# Try Apache Beam - Python

In this notebook, we set up your development environment and work through a simple example using the [DirectRunner](https://beam.apache.org/documentation/runners/direct/). You can explore other runners with the [Beam Capatibility Matrix](https://beam.apache.org/documentation/runners/capability-matrix/).

To navigate through different sections, use the table of contents. From **View**  drop-down list, select **Table of contents**.

To run a code cell, you can click the **Run cell** button at the top left of the cell, or by select it and press **`Shift+Enter`**. Try modifying a code cell and re-running it to see what happens.
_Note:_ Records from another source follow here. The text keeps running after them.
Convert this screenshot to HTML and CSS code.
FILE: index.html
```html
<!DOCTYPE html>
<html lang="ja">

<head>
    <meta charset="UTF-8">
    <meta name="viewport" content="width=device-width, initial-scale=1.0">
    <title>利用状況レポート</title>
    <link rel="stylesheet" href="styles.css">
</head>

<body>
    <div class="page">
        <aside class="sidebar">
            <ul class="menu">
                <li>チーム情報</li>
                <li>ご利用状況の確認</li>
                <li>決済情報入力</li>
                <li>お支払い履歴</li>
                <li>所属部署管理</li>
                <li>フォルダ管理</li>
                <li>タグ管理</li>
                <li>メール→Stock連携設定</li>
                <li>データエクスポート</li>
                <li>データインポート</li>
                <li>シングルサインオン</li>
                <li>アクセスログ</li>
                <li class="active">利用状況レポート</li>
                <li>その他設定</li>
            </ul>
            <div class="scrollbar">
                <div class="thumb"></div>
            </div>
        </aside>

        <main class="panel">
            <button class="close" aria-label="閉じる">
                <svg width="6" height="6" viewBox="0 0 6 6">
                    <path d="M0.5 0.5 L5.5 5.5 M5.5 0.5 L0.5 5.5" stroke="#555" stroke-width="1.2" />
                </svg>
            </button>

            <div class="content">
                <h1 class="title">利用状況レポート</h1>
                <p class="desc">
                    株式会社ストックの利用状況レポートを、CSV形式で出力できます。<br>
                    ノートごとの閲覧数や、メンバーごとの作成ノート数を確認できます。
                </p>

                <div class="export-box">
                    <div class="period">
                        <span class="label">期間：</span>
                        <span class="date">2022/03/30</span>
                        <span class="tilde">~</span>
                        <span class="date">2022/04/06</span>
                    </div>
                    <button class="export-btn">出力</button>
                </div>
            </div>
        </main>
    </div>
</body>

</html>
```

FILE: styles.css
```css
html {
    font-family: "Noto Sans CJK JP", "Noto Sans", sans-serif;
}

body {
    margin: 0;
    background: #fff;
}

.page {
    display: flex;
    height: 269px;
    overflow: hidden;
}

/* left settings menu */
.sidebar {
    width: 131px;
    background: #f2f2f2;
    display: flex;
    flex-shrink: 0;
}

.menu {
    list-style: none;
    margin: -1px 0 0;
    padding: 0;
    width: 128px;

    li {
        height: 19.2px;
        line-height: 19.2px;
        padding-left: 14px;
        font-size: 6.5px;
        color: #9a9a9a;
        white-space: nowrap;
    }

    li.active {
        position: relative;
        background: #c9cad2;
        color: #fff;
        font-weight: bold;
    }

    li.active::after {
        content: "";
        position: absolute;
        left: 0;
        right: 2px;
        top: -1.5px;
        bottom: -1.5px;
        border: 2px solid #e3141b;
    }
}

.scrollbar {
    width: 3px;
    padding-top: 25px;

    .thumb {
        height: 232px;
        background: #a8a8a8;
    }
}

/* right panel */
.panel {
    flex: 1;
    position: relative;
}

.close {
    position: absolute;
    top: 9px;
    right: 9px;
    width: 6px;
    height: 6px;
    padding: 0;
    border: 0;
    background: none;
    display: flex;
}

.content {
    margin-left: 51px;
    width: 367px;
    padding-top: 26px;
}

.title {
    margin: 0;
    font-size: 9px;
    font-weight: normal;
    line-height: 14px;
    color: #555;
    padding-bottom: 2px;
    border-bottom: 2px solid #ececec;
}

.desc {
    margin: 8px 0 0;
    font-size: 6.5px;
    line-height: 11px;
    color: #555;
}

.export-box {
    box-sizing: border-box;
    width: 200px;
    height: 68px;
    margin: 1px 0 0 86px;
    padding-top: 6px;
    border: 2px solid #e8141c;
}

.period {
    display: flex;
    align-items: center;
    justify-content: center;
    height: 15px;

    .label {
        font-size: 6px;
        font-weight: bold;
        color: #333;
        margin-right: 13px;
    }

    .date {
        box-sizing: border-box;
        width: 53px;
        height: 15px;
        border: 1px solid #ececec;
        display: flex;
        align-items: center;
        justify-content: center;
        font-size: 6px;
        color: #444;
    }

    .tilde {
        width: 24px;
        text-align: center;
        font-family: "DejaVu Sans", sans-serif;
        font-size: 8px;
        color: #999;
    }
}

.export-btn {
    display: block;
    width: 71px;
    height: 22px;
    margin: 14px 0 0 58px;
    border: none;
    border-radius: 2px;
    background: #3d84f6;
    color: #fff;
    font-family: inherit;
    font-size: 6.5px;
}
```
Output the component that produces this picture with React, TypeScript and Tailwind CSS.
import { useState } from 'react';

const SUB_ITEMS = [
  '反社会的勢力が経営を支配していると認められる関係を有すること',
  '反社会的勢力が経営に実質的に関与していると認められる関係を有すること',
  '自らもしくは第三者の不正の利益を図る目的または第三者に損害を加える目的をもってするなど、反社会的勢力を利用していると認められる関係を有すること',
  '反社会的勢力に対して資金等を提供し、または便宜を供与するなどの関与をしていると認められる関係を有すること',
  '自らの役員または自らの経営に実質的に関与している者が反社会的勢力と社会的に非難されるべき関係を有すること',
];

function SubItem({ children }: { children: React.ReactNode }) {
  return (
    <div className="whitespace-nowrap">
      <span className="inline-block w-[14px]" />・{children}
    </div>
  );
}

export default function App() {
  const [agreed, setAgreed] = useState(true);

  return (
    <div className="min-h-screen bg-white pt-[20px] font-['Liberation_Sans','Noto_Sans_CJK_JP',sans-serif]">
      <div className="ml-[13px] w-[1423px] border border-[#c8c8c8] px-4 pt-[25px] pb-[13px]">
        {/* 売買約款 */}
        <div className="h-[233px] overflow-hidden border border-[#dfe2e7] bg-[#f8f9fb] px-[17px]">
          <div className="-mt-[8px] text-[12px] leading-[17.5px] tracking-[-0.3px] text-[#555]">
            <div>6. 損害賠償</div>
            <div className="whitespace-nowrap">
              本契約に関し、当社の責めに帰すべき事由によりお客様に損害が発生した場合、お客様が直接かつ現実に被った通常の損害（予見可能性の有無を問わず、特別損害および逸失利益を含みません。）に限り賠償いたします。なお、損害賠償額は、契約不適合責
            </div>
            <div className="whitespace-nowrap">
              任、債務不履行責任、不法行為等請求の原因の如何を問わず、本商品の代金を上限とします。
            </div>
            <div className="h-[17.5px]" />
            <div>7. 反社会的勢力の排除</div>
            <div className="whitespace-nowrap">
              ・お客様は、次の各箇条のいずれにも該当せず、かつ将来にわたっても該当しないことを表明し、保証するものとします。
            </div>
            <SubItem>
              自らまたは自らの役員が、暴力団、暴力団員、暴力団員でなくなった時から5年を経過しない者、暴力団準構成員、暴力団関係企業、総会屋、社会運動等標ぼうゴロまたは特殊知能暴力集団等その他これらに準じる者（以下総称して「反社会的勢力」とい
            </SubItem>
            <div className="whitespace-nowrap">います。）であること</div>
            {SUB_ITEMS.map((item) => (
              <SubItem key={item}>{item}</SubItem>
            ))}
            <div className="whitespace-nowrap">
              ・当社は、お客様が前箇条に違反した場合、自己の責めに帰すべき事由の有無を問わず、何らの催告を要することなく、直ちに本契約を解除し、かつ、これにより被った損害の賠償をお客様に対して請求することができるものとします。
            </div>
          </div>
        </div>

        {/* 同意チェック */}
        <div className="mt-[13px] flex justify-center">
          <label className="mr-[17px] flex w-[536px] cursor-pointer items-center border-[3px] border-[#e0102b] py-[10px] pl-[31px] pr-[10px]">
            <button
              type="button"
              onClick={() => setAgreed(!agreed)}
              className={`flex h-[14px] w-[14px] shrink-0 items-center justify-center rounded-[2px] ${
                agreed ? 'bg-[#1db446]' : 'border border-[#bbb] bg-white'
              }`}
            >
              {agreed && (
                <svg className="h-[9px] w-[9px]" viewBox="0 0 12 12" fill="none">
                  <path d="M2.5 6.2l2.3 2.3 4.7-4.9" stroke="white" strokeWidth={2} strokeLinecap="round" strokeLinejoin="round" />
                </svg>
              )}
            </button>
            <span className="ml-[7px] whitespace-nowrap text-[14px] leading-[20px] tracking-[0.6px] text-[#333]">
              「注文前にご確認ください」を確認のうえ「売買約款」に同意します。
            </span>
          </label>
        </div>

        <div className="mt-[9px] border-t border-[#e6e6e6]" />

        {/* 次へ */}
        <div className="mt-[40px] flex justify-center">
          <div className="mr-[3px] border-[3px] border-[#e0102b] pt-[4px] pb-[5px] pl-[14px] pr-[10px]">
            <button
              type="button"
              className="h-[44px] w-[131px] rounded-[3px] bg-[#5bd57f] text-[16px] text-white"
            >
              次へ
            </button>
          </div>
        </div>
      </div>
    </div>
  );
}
To learn more about Colab, see [Welcome to Colaboratory!](https://colab.sandbox.google.com/notebooks/welcome.ipynb).

# Setup

First, you need to set up your environment, which includes installing `apache-beam` and downloading a text file from Cloud Storage to your local file system. We are using this file to test your pipeline.

In [21]:
# Run and print a shell command.
def run(cmd):
    print('>> {}'.format(cmd))
    !{cmd}
    print('')

# Install apache-beam.
# run('pip install --quiet apache-beam')

# Copy the input file into the local file system.
run('mkdir -p data')
run('cp /Users/noviadsilva/Desktop/MLOps/Labs/Data_Labs/Apache_Beam_Labs/data/amazon.csv data/')

>> mkdir -p data

>> cp /Users/noviadsilva/Desktop/MLOps/Labs/Data_Labs/Apache_Beam_Labs/data/amazon.csv data/
cp: data/amazon.csv and /Users/noviadsilva/Desktop/MLOps/Labs/Data_Labs/Apache_Beam_Labs/data/amazon.csv are identical (not copied).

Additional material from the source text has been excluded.